Indian drug firms may finally put quality at top of management agenda

India faces the coming year still mired in a long list of U.S. FDA manufacturing compliance failures that have snared the top generics makers and overshadowed domestic reform efforts--but that might change drastically.

A failure to adequately maintain records, cleanliness and follow procedures at more than two dozen plants across India means they are now barred from sending drugs to the U.S. That may seem like a job for a take-no-names consulting firm to fix.

But industry watchers said that it is the top management at drugmakers who will have to beat the drum in 2016 on quality and spend money and time on the problems, as well as make hard calls.

For one industry veteran, a management "hard call" would be to just shut some plants and start anew, or hire another company to do the work.

Indian Pharmaceutical Alliance secretary general Dilip Shah

In fact Dilip Shah, secretary general of the Indian Pharmaceutical Alliance, which represents domestic drugmakers, has called for a "quality culture" of hires.

For Sun Pharmaceutical Industries a form of triage is already in place with troubled plants it inherited from Ranbaxy Laboratories with at least one of four not expected back online. But the question for many is whether remedial work will get companies on track or if a root-and-branch effort is needed.

"One could see a company like Sun, or another big name, hand over manufacturing to a professional firm, a contract manufacturing company, and become a demanding client seeking quality at a low cost, a role they might like," the industry veteran, who declined to be named, said.

"Marketing and deal making might take precedence and manufacturing gets outsourced. That might also fit with M&A plans abroad for Indian companies."

Apart from the high-profile problems with manufacturing, India does have plans in the works to overhaul its intellectual property rights regime.
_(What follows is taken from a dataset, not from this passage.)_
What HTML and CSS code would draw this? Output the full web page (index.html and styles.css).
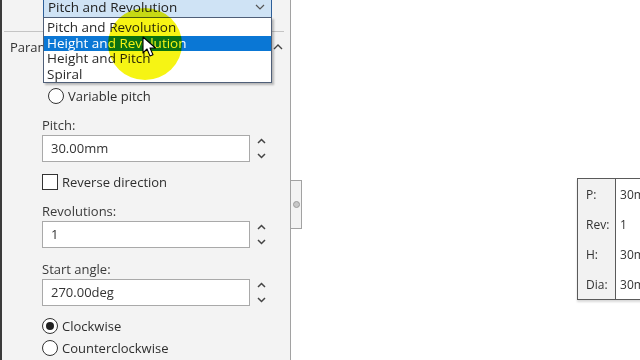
FILE: index.html
```html
<!DOCTYPE html>
<html lang="en">
<head>
    <meta charset="UTF-8">
    <title>Helix / Spiral</title>
    <link rel="stylesheet" href="styles.css">
</head>
<body>
    <div class="app">
        <div class="panel">
            <div class="combo">
                <span>Pitch and Revolution</span>
                <svg class="chev" width="10" height="6" viewBox="0 0 10 6"><path d="M1 1l4 4 4-4" fill="none" stroke="#555" stroke-width="1.2"/></svg>
            </div>
            <div class="divider"></div>
            <div class="group-head">
                <span class="group-title">Parameters</span>
                <svg width="10" height="6" viewBox="0 0 10 6"><path d="M1 5l4-4 4 4" fill="none" stroke="#444" stroke-width="1.4"/></svg>
            </div>
            <div class="group-body">
                <div class="option indent"><span class="radio"></span>Variable pitch</div>

                <div class="field-label">Pitch:</div>
                <div class="spin-row">
                    <div class="textbox">30.00mm</div>
                    <div class="spinner">
                        <svg width="9" height="6" viewBox="0 0 9 6"><path d="M1 5l3.5-3.5L8 5" fill="none" stroke="#444" stroke-width="1.5"/></svg>
                        <svg width="9" height="6" viewBox="0 0 9 6"><path d="M1 1l3.5 3.5L8 1" fill="none" stroke="#444" stroke-width="1.5"/></svg>
                    </div>
                </div>

                <div class="option check-row"><span class="checkbox"></span>Reverse direction</div>

                <div class="field-label">Revolutions:</div>
                <div class="spin-row">
                    <div class="textbox">1</div>
                    <div class="spinner">
                        <svg width="9" height="6" viewBox="0 0 9 6"><path d="M1 5l3.5-3.5L8 5" fill="none" stroke="#444" stroke-width="1.5"/></svg>
                        <svg width="9" height="6" viewBox="0 0 9 6"><path d="M1 1l3.5 3.5L8 1" fill="none" stroke="#444" stroke-width="1.5"/></svg>
                    </div>
                </div>

                <div class="field-label">Start angle:</div>
                <div class="spin-row">
                    <div class="textbox">270.00deg</div>
                    <div class="spinner">
                        <svg width="9" height="6" viewBox="0 0 9 6"><path d="M1 5l3.5-3.5L8 5" fill="none" stroke="#444" stroke-width="1.5"/></svg>
                        <svg width="9" height="6" viewBox="0 0 9 6"><path d="M1 1l3.5 3.5L8 1" fill="none" stroke="#444" stroke-width="1.5"/></svg>
                    </div>
                </div>

                <div class="option cw"><span class="radio checked"></span>Clockwise</div>
                <div class="option ccw"><span class="radio"></span>Counterclockwise</div>
            </div>

            <div class="tab"><span class="dot"></span></div>

            <ul class="dropdown">
                <li>Pitch and Revolution</li>
                <li class="active">Height and Revolution</li>
                <li>Height and Pitch</li>
                <li>Spiral</li>
            </ul>
            <div class="spot"></div>
            <svg class="pointer" width="14" height="22" viewBox="0 0 14 22">
                <path d="M1 1v16l4-4 3 7 3-1.3-3-6.7h5.5z" fill="#fff" stroke="#000" stroke-width="1.1" stroke-linejoin="round"/>
            </svg>
        </div>

        <div class="viewport">
            <table class="callout">
                <tr><td class="key">P:</td><td>30mm</td></tr>
                <tr><td class="key">Rev:</td><td>1</td></tr>
                <tr><td class="key">H:</td><td>30mm</td></tr>
                <tr><td class="key">Dia:</td><td>30mm</td></tr>
            </table>
        </div>
    </div>
</body>
</html>
```

FILE: styles.css
```css
body {
    margin: 0;
    font-family: "Open Sans", "Noto Sans", sans-serif;
    font-size: 13px;
    color: #2e2e2e;
    background-color: #fff;
    overflow: hidden;
}
.app {
    display: flex;
    height: 360px;
}
.panel {
    position: relative;
    width: 291px;
    box-sizing: border-box;
    flex-shrink: 0;
    background-color: #f3f3f3;
    border-left: 2px solid #3a3a3a;
    border-right: 1px solid #a2a2a2;
}
.combo {
    display: flex;
    justify-content: space-between;
    align-items: center;
    box-sizing: border-box;
    width: 229px;
    height: 23px;
    margin: -5px 0 0 41px;
    padding: 0 6px 0 4px;
    background-color: #cfe3f5;
    border: 1px solid #2d5f9a;
    font-size: 13.5px;
    color: #222;
}
.divider {
    height: 1px;
    margin: 13px 6px 0 2px;
    background-color: #c4c4c4;
}
.group-head {
    display: flex;
    justify-content: space-between;
    align-items: center;
    height: 16px;
    margin-top: 7px;
    padding: 0 7px 0 8px;
    color: #333;
}
.group-title {
    width: 33px;
    overflow: hidden;
    white-space: nowrap;
}
.group-body {
    padding-left: 40px;
}
.option {
    display: flex;
    align-items: center;
    gap: 4px;
    height: 16px;
}
.option.indent {
    margin-top: 33px;
    padding-left: 6px;
}
.radio {
    width: 14px;
    height: 14px;
    border: 1px solid #333;
    border-radius: 50%;
    background-color: #fff;
    position: relative;
}
.radio.checked::after {
    content: "";
    position: absolute;
    left: 3px;
    top: 3px;
    width: 8px;
    height: 8px;
    border-radius: 50%;
    background-color: #222;
}
.checkbox {
    width: 14px;
    height: 14px;
    border: 1px solid #333;
    background-color: #fff;
}
.field-label {
    height: 16px;
    line-height: 16px;
    margin-top: 13px;
    margin-bottom: 2px;
    color: #3a3a3a;
}
.check-row {
    margin-top: 12px;
}
.spin-row {
    display: flex;
    align-items: center;
    gap: 5px;
}
.textbox {
    box-sizing: border-box;
    width: 208px;
    height: 27px;
    line-height: 25px;
    padding-left: 8px;
    background-color: #fff;
    border: 1px solid #a9a9a9;
    color: #333;
}
.spinner {
    display: flex;
    flex-direction: column;
    gap: 9px;
    padding-left: 2px;
}
.spinner svg {
    display: block;
}
.cw {
    margin-top: 12px;
}
.ccw {
    margin-top: 6px;
}
.tab {
    position: absolute;
    right: -12px;
    top: 180px;
    width: 10px;
    height: 47px;
    background-color: #f3f3f3;
    border: 1px solid #a2a2a2;
    border-left: none;
    display: flex;
    align-items: center;
    justify-content: center;
}
.dot {
    width: 5px;
    height: 5px;
    border-radius: 50%;
    background-color: #c8c8c8;
    border: 1px solid #9c9c9c;
}
.dropdown {
    position: absolute;
    left: 41px;
    top: 17px;
    width: 229px;
    height: 66px;
    box-sizing: border-box;
    margin: 0;
    padding: 2px 0 0;
    list-style: none;
    background-color: #fff;
    border: 1px solid #4f5f78;
    box-shadow: 2px 2px 2px rgba(0, 0, 0, 0.25);
    font-size: 13.5px;
    color: #2a2a2a;
}
.dropdown li {
    height: 15.6px;
    line-height: 15.6px;
    padding-left: 3px;
}
.dropdown li.active {
    background-color: #0a77d5;
    color: #fff;
}
.spot {
    position: absolute;
    left: 106px;
    top: 8px;
    width: 74px;
    height: 72px;
    border-radius: 50%;
    background-color: #f6f400;
    mix-blend-mode: multiply;
    opacity: 0.92;
}
.pointer {
    position: absolute;
    left: 140px;
    top: 36px;
}
.viewport {
    flex: 1;
    padding: 178px 0 0 286px;
    overflow: hidden;
}
.callout {
    border-collapse: collapse;
    border: 1px solid #5a5a5a;
    box-shadow: 0 2px 2px rgba(0, 0, 0, 0.15);
    font-size: 12px;
    color: #333;
    width: 80px;
}
.callout td {
    height: 30px;
    padding: 0 0 0 4px;
    background-color: #fff;
    white-space: nowrap;
}
.callout td.key {
    width: 31px;
    padding-left: 8px;
    background-color: #f2f2f2;
    border-right: 1px solid #5a5a5a;
}
```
An October case that saw India's Supreme Court rule in favor of Merck ($MRK) against Glenmark Pharmaceuticals for selling a generic version of Januvia has been cited as a hopeful sign on the IPR front for multinationals.

Still, cases like the 2012 India Supreme Court ruling against a Novartis ($NVS) to hold onto its patent for its cancer drug Glivec/Gleevec show that the country's Section 3(d) of the Indian Patent Act (1970) can swing the other way, and frequently does.
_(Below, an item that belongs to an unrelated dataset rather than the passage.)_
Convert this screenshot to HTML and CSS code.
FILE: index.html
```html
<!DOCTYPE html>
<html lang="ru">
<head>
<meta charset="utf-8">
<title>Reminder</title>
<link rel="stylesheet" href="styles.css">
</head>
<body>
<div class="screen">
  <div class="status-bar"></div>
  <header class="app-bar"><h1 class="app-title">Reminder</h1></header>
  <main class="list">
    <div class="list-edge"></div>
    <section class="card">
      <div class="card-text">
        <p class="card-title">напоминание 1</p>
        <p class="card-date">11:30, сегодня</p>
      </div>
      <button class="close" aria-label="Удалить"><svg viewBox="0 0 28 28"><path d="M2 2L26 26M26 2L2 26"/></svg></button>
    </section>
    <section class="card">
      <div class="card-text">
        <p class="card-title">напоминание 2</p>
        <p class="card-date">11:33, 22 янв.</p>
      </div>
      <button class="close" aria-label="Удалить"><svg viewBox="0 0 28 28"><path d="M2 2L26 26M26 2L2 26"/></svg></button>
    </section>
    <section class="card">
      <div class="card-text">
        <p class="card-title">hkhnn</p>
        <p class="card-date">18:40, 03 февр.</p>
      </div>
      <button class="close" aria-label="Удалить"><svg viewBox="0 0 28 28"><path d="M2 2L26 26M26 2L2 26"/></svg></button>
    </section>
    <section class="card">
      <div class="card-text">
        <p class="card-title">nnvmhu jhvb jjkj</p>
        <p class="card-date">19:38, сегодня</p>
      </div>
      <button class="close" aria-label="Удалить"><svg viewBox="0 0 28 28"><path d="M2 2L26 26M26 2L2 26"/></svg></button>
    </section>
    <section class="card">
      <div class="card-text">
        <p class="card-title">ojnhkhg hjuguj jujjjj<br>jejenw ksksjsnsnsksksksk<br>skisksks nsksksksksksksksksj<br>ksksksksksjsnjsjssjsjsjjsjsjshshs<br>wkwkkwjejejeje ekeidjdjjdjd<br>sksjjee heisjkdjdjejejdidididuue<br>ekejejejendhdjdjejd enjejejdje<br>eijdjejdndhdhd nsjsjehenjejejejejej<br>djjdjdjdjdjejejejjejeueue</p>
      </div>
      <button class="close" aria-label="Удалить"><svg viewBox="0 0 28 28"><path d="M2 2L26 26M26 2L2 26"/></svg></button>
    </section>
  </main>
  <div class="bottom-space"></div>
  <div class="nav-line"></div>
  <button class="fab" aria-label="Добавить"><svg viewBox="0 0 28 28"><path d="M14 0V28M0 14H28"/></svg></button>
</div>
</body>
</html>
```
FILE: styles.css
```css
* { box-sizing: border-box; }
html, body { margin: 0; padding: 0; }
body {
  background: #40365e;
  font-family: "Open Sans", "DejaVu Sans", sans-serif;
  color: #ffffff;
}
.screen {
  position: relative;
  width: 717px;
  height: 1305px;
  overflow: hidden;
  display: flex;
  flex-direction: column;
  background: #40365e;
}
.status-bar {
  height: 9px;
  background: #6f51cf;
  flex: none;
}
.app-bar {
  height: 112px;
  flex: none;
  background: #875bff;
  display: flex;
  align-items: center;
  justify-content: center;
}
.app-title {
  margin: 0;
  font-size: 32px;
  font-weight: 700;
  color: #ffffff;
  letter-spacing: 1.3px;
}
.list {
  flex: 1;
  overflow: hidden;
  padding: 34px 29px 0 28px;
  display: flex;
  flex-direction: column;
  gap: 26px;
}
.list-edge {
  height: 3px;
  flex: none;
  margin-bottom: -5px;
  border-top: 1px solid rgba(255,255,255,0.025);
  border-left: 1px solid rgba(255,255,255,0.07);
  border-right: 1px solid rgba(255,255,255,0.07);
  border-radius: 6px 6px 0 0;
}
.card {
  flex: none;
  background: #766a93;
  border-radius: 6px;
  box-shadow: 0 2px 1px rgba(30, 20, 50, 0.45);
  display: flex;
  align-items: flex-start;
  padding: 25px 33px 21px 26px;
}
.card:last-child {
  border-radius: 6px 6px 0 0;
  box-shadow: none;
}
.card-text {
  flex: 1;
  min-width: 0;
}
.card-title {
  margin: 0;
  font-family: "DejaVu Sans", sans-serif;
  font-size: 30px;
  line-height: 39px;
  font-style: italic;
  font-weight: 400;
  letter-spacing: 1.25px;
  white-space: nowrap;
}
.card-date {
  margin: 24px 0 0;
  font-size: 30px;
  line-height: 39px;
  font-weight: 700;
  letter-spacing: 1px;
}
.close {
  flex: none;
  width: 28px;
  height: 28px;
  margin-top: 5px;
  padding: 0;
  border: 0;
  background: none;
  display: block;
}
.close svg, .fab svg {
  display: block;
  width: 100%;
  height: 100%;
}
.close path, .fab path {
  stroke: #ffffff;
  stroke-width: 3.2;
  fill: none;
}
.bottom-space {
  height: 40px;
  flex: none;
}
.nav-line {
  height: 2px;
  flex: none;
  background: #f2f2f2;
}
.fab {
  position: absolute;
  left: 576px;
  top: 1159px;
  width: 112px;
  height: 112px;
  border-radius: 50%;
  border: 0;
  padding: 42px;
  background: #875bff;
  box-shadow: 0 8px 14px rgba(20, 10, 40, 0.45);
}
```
India's commerce and industry minister Nirmala Sitharaman

However, in response to trade talks over the issue, India's commerce and industry minister Nirmala Sitharaman said at the end of 2015 that a new IPR policy is in the works.

The details remain unknown, but one avenue that may open up is a form of arbitration for some IPR disputes. That could involve new ways to look at how IP is handled for newer innovative drugs and products, which the pending Trans-Pacific Partnership has set a higher bar on.

India relies on agreements such as the Trade-Related Aspects of Intellectual Property Rights (TRIPs) under the World Trade Organization as a basis for its right outside of its patent law to issue compulsory licenses. But it may want to show flexibility to get wider market access for its products and garner investment at home.

Analysts say some disputes over access and cost could be handled like Gilead's ($GILD) decision to license its hepatitis C therapies to about a dozen Indian drugmakers that manufacture them at home and sell them domestically and to specified emerging markets at lower costs.